### WHAT YOU HAVE TO DO:
Can you write out all the lines word for word, with no pictures?

....................

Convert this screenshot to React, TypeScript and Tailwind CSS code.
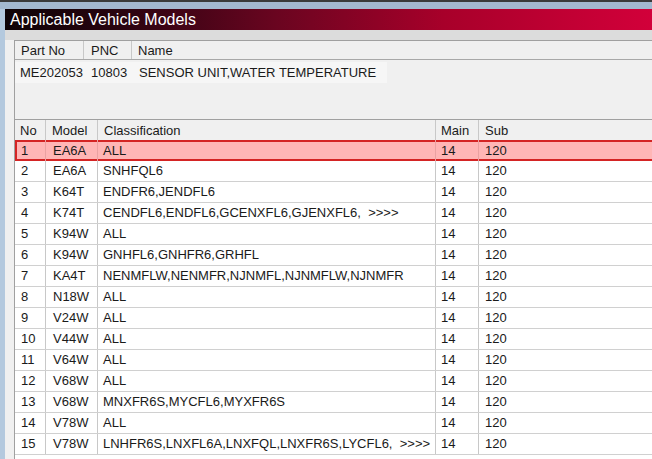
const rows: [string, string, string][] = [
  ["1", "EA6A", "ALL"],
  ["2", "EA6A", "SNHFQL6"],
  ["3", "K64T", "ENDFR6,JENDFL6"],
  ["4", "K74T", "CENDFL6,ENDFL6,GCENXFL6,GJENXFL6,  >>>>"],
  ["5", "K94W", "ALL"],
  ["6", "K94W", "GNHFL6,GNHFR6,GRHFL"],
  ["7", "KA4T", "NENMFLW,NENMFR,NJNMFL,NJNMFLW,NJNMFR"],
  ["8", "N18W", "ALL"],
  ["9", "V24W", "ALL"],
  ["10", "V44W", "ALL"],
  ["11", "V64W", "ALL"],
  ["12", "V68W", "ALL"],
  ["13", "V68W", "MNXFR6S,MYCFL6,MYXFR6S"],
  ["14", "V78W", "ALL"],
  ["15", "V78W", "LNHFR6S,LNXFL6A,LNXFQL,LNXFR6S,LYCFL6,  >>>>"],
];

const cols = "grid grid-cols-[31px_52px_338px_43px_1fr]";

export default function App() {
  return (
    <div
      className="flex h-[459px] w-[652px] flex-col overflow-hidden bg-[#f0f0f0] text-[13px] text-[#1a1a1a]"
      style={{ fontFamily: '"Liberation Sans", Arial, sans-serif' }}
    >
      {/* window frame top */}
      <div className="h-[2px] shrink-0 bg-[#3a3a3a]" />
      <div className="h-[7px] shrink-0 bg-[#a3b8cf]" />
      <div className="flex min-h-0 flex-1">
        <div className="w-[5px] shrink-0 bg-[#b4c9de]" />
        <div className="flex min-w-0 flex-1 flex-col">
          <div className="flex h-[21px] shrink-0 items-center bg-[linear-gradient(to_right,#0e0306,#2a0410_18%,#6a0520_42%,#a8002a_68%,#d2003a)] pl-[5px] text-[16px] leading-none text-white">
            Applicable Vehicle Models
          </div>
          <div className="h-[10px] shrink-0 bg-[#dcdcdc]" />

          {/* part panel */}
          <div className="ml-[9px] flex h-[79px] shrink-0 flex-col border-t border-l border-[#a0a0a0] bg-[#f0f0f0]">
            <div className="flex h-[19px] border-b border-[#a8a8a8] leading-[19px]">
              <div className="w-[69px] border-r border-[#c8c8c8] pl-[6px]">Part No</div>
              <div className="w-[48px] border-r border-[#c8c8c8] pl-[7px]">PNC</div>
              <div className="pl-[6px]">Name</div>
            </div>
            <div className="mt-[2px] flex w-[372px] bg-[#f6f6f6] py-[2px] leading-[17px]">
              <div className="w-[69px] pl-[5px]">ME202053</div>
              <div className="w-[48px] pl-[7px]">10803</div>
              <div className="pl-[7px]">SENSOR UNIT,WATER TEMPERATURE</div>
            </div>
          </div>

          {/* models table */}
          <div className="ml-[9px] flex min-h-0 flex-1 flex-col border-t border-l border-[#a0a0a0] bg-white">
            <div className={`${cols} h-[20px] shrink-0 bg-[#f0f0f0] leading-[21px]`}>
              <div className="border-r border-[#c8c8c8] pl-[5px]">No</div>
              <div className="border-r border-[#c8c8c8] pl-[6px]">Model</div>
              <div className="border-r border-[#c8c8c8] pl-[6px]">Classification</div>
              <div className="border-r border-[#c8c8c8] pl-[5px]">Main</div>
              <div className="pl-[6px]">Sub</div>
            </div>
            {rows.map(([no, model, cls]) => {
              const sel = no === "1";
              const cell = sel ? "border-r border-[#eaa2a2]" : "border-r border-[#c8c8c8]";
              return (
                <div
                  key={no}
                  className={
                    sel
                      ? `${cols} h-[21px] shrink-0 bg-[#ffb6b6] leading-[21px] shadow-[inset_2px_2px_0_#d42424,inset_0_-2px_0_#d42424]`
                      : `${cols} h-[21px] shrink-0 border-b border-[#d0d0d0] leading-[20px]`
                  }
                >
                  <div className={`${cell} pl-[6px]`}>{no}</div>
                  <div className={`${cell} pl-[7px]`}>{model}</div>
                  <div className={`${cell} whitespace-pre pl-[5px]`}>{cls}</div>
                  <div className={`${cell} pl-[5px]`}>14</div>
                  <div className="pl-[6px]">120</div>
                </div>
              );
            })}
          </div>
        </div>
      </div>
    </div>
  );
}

....................

### WRITTEN ANSWER:
Convert this screenshot to React, TypeScript and Tailwind CSS code.
const rows: [string, string, string][] = [
  ["1", "EA6A", "ALL"],
  ["2", "EA6A", "SNHFQL6"],
  ["3", "K64T", "ENDFR6,JENDFL6"],
  ["4", "K74T", "CENDFL6,ENDFL6,GCENXFL6,GJENXFL6,  >>>>"],
  ["5", "K94W", "ALL"],
  ["6", "K94W", "GNHFL6,GNHFR6,GRHFL"],
  ["7", "KA4T", "NENMFLW,NENMFR,NJNMFL,NJNMFLW,NJNMFR"],
  ["8", "N18W", "ALL"],
  ["9", "V24W", "ALL"],
  ["10", "V44W", "ALL"],
  ["11", "V64W", "ALL"],
  ["12", "V68W", "ALL"],
  ["13", "V68W", "MNXFR6S,MYCFL6,MYXFR6S"],
  ["14", "V78W", "ALL"],
  ["15", "V78W", "LNHFR6S,LNXFL6A,LNXFQL,LNXFR6S,LYCFL6,  >>>>"],
];

const cols = "grid grid-cols-[31px_52px_338px_43px_1fr]";

export default function App() {
  return (
    <div
      className="flex h-[459px] w-[652px] flex-col overflow-hidden bg-[#f0f0f0] text-[13px] text-[#1a1a1a]"
      style={{ fontFamily: '"Liberation Sans", Arial, sans-serif' }}
    >
      {/* window frame top */}
      <div className="h-[2px] shrink-0 bg-[#3a3a3a]" />
      <div className="h-[7px] shrink-0 bg-[#a3b8cf]" />
      <div className="flex min-h-0 flex-1">
        <div className="w-[5px] shrink-0 bg-[#b4c9de]" />
        <div className="flex min-w-0 flex-1 flex-col">
          <div className="flex h-[21px] shrink-0 items-center bg-[linear-gradient(to_right,#0e0306,#2a0410_18%,#6a0520_42%,#a8002a_68%,#d2003a)] pl-[5px] text-[16px] leading-none text-white">
            Applicable Vehicle Models
          </div>
          <div className="h-[10px] shrink-0 bg-[#dcdcdc]" />

          {/* part panel */}
          <div className="ml-[9px] flex h-[79px] shrink-0 flex-col border-t border-l border-[#a0a0a0] bg-[#f0f0f0]">
            <div className="flex h-[19px] border-b border-[#a8a8a8] leading-[19px]">
              <div className="w-[69px] border-r border-[#c8c8c8] pl-[6px]">Part No</div>
              <div className="w-[48px] border-r border-[#c8c8c8] pl-[7px]">PNC</div>
              <div className="pl-[6px]">Name</div>
            </div>
            <div className="mt-[2px] flex w-[372px] bg-[#f6f6f6] py-[2px] leading-[17px]">
              <div className="w-[69px] pl-[5px]">ME202053</div>
              <div className="w-[48px] pl-[7px]">10803</div>
              <div className="pl-[7px]">SENSOR UNIT,WATER TEMPERATURE</div>
            </div>
          </div>

          {/* models table */}
          <div className="ml-[9px] flex min-h-0 flex-1 flex-col border-t border-l border-[#a0a0a0] bg-white">
            <div className={`${cols} h-[20px] shrink-0 bg-[#f0f0f0] leading-[21px]`}>
              <div className="border-r border-[#c8c8c8] pl-[5px]">No</div>
              <div className="border-r border-[#c8c8c8] pl-[6px]">Model</div>
              <div className="border-r border-[#c8c8c8] pl-[6px]">Classification</div>
              <div className="border-r border-[#c8c8c8] pl-[5px]">Main</div>
              <div className="pl-[6px]">Sub</div>
            </div>
            {rows.map(([no, model, cls]) => {
              const sel = no === "1";
              const cell = sel ? "border-r border-[#eaa2a2]" : "border-r border-[#c8c8c8]";
              return (
                <div
                  key={no}
                  className={
                    sel
                      ? `${cols} h-[21px] shrink-0 bg-[#ffb6b6] leading-[21px] shadow-[inset_2px_2px_0_#d42424,inset_0_-2px_0_#d42424]`
                      : `${cols} h-[21px] shrink-0 border-b border-[#d0d0d0] leading-[20px]`
                  }
                >
                  <div className={`${cell} pl-[6px]`}>{no}</div>
                  <div className={`${cell} pl-[7px]`}>{model}</div>
                  <div className={`${cell} whitespace-pre pl-[5px]`}>{cls}</div>
                  <div className={`${cell} pl-[5px]`}>14</div>
                  <div className="pl-[6px]">120</div>
                </div>
              );
            })}
          </div>
        </div>
      </div>
    </div>
  );
}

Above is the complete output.